The McCain campaign may also be looking at the demographics of the electorate right now and, for the most part, giving up on the youngest voters, who have been reared on concerns for the global environment, and who incorporate it in their approach to everything. McCain is losing 2-1 to Obama among under-30 voters in the latest Washington Post poll. Older voters are more inclined to the drill-dig-and-generate ethos.
So, perhaps, are voters in key industrial states such as Michigan, Ohio, Pennsylva-nian and West Virginia — all places where Obama may be weak and McCain will try to counterattack as Obama pursues his “50 state strategy” through Novem-ber.
The candidate's bet
McCain is making a specific bet on states such as Colorado and New Mexico, which are seen by some as seedbeds of environmentalism, but which also are oil-and-gas states that could benefit from a new drilling, digging and building boom in rural areas.

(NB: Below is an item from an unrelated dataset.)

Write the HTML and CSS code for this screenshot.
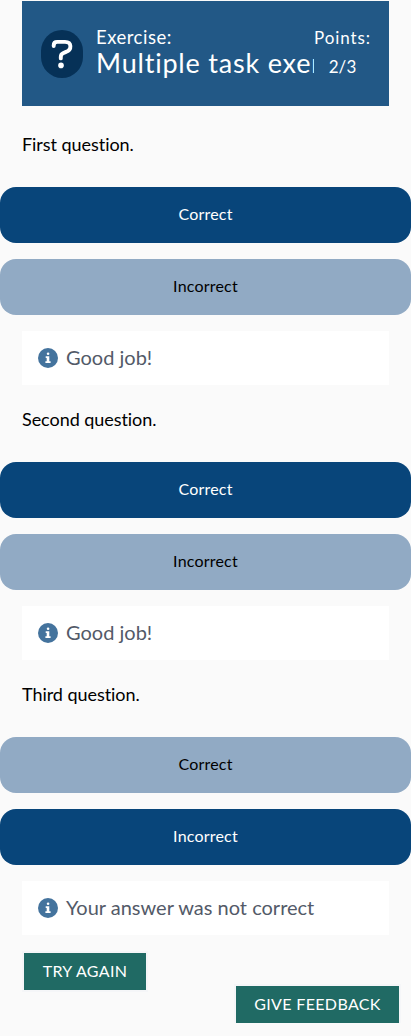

McCain and his advisors argue that they support all the long-range solutions too; from a sweeping conservation ethic, to switch grass, to solar panels and to wind farming. McCain’s current proposals are only a “bridge” to a non-carbon-based future, Black said. “Of course we need renewable and recycling and all of the exotics,” he said. “But we can’t get there from here without being urgent about production now.”
The word exotics got my attention. It’s a rather dated technical term for innovative, over-the-horizon fuel sources.
Of course in today’s world nothing is exotic anymore, but Black — as savvy a political counterpuncher as there is — was using it in a new context, with a new, unspoken subtext: Obama is an “exotic” candidate in favor of “exotic” fuels. He likes Green Tea and Whole Foods for heaven’s sake.
McCain wants to portray his foe as a professorial man mesmerized by the big picture.
Not action-hero McCain. He’s for spinach — and oil.